Prepare the jelly mixture by putting the orange juice into a microwaveable jug and sprinkling the gelatine over it. Leave for five minutes to allow it to ‘sponge’. (If you are using the orange jelly method, cut the jelly into cubes and put into a microwaveable jug with 3 tablespoons of water.) Place the jug in the microwave and heat on full power for about 1 minute for the gelatine(jelly) to dissolve completely. Stir well. Make the quantity of liquid in the jug up to 520mls with the ginger beer. (You can drink any that is left over!)
Mix the poached rhubarb and its juices together with the liquid mixture and stir well. Pour or ladle the combined mixture into six 200ml wine glasses or similar, and put them in the fridge to set – preferably overnight, but for at least 6-8 hours.
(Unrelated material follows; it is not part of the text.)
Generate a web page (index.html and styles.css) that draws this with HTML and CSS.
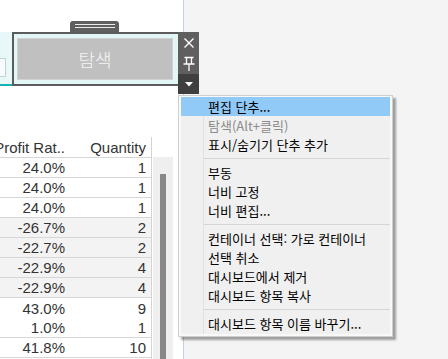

Before serving them, top each one with a dollop of crème fraiche and scatter a few pieces of chopped stem ginger on top.

3 comments:

Reluctant Nomad said...

It's incredible that another African leader is going around making totally irresponsible pronouncements on HIV/AIDS.

Those rhubarb jellies remind me of guava. Colour-wise, that is.

Have you noticed how UK supermarkets, while stocking all sorts of unsual fruits from all over the world, never stock guavas? I know that Waitrose used to (still does?) stocks tinned guavas, but tinned guavas also seem unknown there, as is guava juice. Some of the grocers here in Amsterdam stock them but not bought any yet. I absolutely love them!

violet said...

Gosh the jellies sound yummy. I've got really into baking lately so maybe I'll make a foray into the world of jelly next.

Anonymous said...

Herschelian - I have just come across your blog. It is wonderful!

The lack of responsibility shown by the leaders in African countries towards HIV/AIDS is shocking. I agree that the rest of the world should wake up to what these men and women are doing to their countries and what they are denying their own people. Manto is a disgrace as she supposedly is a medical doctor and should know better.The Bono's and Geldhof's would be doing a lot more good by exposing their greed and lack of empathy for their own kind than by raising yet more money for the elite to get their grubby hands on.
I'm not an Afro-pessimist, to use a popular phrase. Madiba showed us all what a kind, intelligent African can do; unfortunately the rest of the motley bunch are only interested in themselves.
Bill Gates and his wife (Melinda?) have realised that the only way charity works in Africa is to have a hands on approach and are doing marvellous things. This is how we in the Western world need to approach AIDS/HIV education and treatment in Africa.